▸ PROMPT: Beneath this task is a listing. State how many of its lines include the string "React", giving nothing but the number.

▸ INFORMATION SHOWN:
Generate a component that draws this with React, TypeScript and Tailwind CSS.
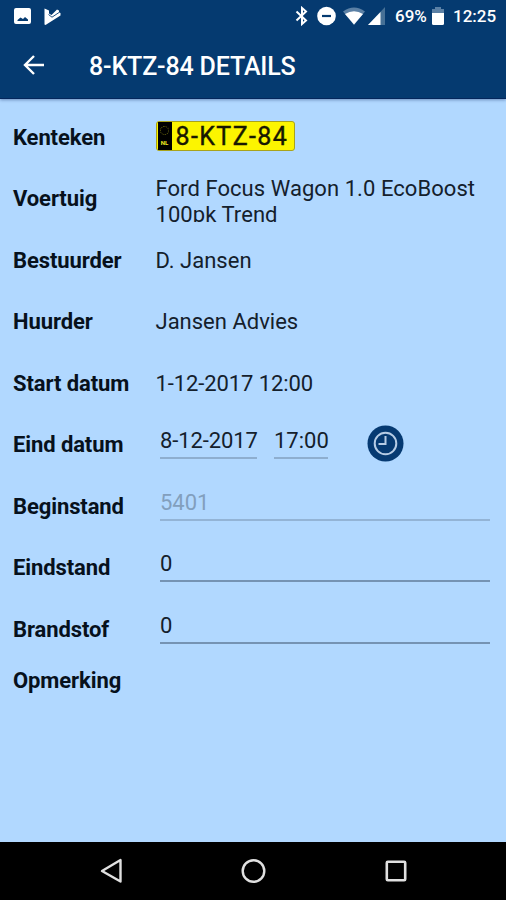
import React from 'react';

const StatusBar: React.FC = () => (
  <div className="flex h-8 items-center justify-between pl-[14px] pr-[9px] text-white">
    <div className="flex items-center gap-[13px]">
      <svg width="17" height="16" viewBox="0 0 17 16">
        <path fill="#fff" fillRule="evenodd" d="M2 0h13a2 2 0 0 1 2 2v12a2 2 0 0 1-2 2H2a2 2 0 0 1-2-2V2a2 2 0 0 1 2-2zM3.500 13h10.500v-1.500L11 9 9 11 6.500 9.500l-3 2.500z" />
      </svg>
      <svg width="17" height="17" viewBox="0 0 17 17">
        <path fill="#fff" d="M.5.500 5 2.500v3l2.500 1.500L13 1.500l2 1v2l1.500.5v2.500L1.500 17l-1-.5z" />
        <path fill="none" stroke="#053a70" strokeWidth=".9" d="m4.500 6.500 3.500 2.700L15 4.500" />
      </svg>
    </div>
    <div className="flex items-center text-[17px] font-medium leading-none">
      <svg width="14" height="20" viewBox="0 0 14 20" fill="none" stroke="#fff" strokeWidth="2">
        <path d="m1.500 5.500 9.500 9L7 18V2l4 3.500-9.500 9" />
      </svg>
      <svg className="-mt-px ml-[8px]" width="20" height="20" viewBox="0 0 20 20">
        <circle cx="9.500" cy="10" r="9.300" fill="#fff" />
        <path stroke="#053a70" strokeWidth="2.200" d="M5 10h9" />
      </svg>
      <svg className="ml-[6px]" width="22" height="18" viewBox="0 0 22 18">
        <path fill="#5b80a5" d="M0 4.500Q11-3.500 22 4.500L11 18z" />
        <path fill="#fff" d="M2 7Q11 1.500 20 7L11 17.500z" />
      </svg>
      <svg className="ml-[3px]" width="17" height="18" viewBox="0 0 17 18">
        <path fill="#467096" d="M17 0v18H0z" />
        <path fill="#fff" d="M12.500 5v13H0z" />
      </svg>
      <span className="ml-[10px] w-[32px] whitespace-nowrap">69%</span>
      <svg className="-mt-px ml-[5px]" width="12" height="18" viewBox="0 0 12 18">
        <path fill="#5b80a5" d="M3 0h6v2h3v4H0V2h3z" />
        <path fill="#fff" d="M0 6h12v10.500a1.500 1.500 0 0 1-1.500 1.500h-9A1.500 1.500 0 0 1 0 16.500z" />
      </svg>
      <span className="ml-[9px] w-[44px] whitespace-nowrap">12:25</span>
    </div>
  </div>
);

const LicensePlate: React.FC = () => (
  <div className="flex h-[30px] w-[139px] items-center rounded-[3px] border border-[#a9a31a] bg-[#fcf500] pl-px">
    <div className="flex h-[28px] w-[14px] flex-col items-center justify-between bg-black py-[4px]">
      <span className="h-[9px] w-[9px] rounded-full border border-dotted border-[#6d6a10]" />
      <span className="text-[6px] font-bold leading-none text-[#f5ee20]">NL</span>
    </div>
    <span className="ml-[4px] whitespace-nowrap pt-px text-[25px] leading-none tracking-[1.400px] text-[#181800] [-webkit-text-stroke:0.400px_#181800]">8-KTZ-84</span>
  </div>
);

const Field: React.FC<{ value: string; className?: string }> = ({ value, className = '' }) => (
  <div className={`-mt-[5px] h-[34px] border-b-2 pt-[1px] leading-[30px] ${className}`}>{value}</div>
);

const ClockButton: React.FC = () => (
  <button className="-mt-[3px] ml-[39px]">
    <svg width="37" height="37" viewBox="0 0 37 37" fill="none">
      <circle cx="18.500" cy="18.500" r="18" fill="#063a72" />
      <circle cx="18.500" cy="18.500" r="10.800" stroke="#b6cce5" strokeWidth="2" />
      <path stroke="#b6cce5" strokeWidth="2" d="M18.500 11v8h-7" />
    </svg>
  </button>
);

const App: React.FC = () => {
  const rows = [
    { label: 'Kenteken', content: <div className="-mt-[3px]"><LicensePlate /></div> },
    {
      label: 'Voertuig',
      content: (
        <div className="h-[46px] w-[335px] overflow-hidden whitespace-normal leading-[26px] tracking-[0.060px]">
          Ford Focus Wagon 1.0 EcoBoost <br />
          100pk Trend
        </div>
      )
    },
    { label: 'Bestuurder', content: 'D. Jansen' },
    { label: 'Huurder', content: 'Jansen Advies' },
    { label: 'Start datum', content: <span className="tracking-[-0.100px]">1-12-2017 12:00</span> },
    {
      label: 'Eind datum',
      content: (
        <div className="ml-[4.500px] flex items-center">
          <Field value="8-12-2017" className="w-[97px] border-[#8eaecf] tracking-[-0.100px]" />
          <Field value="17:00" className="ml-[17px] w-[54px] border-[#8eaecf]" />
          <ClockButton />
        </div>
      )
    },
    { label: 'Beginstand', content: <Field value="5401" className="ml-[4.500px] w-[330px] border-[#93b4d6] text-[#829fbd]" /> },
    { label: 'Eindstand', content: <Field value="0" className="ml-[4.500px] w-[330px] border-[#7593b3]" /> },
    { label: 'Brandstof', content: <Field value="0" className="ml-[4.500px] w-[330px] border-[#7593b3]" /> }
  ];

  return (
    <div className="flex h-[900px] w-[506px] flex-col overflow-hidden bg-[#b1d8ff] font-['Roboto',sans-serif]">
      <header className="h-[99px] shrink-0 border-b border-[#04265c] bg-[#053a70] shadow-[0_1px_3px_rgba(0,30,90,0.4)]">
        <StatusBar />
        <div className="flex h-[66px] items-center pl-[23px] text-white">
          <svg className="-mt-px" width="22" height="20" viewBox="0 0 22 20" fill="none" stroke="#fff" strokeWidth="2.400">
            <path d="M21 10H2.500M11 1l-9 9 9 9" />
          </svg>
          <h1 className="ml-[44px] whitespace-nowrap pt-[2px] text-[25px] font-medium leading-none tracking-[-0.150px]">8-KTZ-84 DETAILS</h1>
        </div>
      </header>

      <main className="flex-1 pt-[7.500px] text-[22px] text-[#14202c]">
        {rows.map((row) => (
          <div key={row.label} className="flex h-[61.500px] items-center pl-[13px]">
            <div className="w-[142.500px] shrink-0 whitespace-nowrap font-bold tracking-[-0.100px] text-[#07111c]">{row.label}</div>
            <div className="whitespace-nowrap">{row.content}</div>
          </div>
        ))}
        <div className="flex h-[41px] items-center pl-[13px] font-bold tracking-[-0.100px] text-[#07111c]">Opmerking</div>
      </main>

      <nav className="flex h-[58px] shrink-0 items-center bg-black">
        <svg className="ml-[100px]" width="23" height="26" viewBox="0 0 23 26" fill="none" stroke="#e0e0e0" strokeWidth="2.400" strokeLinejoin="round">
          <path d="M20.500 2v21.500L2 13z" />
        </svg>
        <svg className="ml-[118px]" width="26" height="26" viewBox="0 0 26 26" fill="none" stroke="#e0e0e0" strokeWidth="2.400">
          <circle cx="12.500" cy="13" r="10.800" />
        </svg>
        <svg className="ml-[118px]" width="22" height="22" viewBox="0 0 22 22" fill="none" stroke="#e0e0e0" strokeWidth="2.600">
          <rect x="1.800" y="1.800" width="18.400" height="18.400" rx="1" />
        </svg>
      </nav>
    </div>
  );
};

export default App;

▸ WRITTEN SOLUTION: 7